La legitimidad del árbitro
Si para afianzar la propia posición de un gobierno se subvierte la confianza en aquel estamos perdidos. Ningún poder está libre de críticas, pero estas no pueden partir de otro de los poderes del Estado
Que esta legislatura no iba a ser fácil se vio desde la intervención de Miriam Nogueras en el debate de investidura. El espectáculo de la actuación de Junts durante la aprobación del decreto ómnibus responde exactamente a los que todos vimos y escuchamos entonces por parte de la representante de Junts. Lo dijo en román paladino: nuestro apoyo no se agota en la investidura, dependerá de que satisfagan el peaje que les iremos exigiendo puntualmente a lo largo de la legislatura. Al parecer, la euforia de la conformación del nuevo gabinete y el largo proceso de lo que para Junts era una prioridad absoluta, la ley de amnistía, pudo hacerles creer que gozaban de un plazo razonable para poder contar con su connivencia en cuestiones que parecían más periféricas. Del mismo modo, no era de excluir que la inevitable complejidad jurídica de la tramitación de la amnistía podía encontrarse más tarde o más temprano con dificultades judiciales. Pronto veremos lo que da de sí este último incidente que tiene como protagonista al siempre polémico juez García-Castellón, aunque el señalamiento de este juez por parte de la ministra Ribera seguramente contribuya a enredar más el asunto.

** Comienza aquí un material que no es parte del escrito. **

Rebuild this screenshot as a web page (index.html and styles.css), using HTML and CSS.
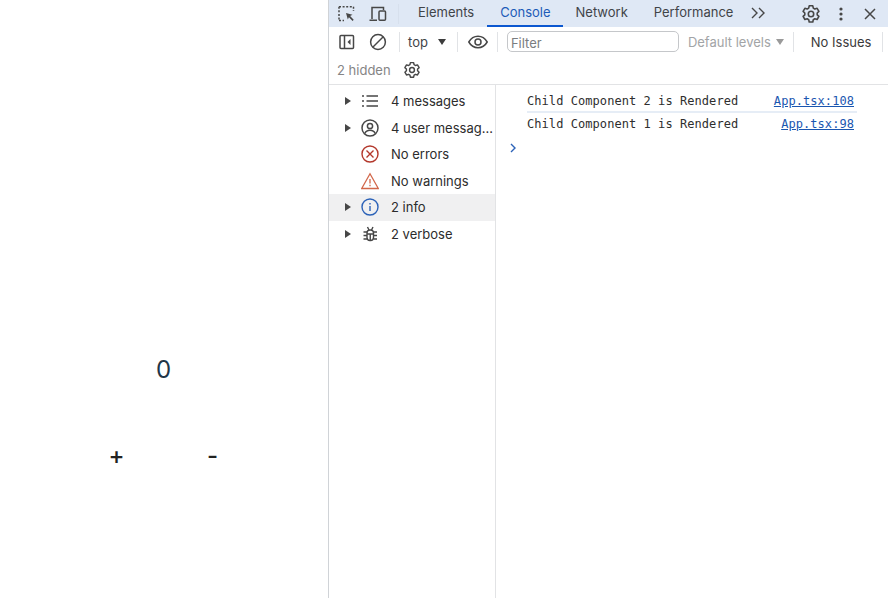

En ambos casos ―la tozudez exhibida por Junts en la última votación en el Congreso y el traspiés con el Poder Judicial― se suscitan cuestiones que van más allá de los potenciales impedimentos a la gobernabilidad. Me refiero a la necesidad de tener que improvisar una narrativa que los racionalice, que los haga digeribles dentro del relato más general de la actividad de un gobierno. Gobernar es difícil, pero explicar por qué se hace de una manera y no de otra deviene a veces en algo aún más dificultoso. Sobre todo en estos momentos en los que la información ―y la opinión― fluyen casi sin control y la velocidad de la turbopolítica no permite apenas detenerse a pensar. ¿Cómo hay que adaptar los relatos para que los imprevistos en el camino no afecten a uno de los intangibles más valiosos de la democracia, la confianza? “La confianza es la respuesta a los límites de la previsión”, nos dice la teórica política Judith Shklar, es el cemento que nos une ante lo imprevisto. Debemos confiar precisamente porque no podemos saber lo que nos depara el futuro.
Hasta ahora, convencer a los propios o mantenerlos unidos se conseguía menos a través de discursos que abundando en la desconfianza hacia el adversario. En esto la polarización y el partidismo negativo han venido cumpliendo un rol fundamental. El último traspiés parlamentario con Junts y la perplejidad derivada de encontrarnos con versiones opuestas sobre cuál había sido el contenido exacto del acuerdo se fue diluyendo gracias a la recuperación de las actividades de la “policía patriótica” durante el procés, la pelota se pasó al PP. Es decir, se consigue la confianza de los propios reverdeciendo la desconfianza hacia el otro. El problema se plantea cuando a quien se tiene en frente no es a la oposición sino a otro poder del Estado, como ocurre ahora con el auto del juez García Castellón. Y esto ya son palabras mayores porque apuntan hacia algo que trasciende la lucha partidista, la propia salud del sistema democrático. Si para afianzar la propia posición de un gobierno se subvierte la confianza en aquel estamos perdidos. Ningún poder está libre de críticas, pero estas no pueden partir de otro de los poderes del Estado.
Recordemos que Sánchez accedió a la Moncloa gracias a la sonada sentencia de la Audiencia Nacional sobre el caso Gürtel, cuando el PP fue señalado como partido corrupto, algo que fue ratificado después por el Tribunal Supremo. Más tarde o más temprano casi todos los partidos se verán afectados por sentencias judiciales. Algunas podrán ser más criticadas que otras, pero no debería cuestionarse la legitimidad del árbitro cada vez que aquellas producen efectos políticos.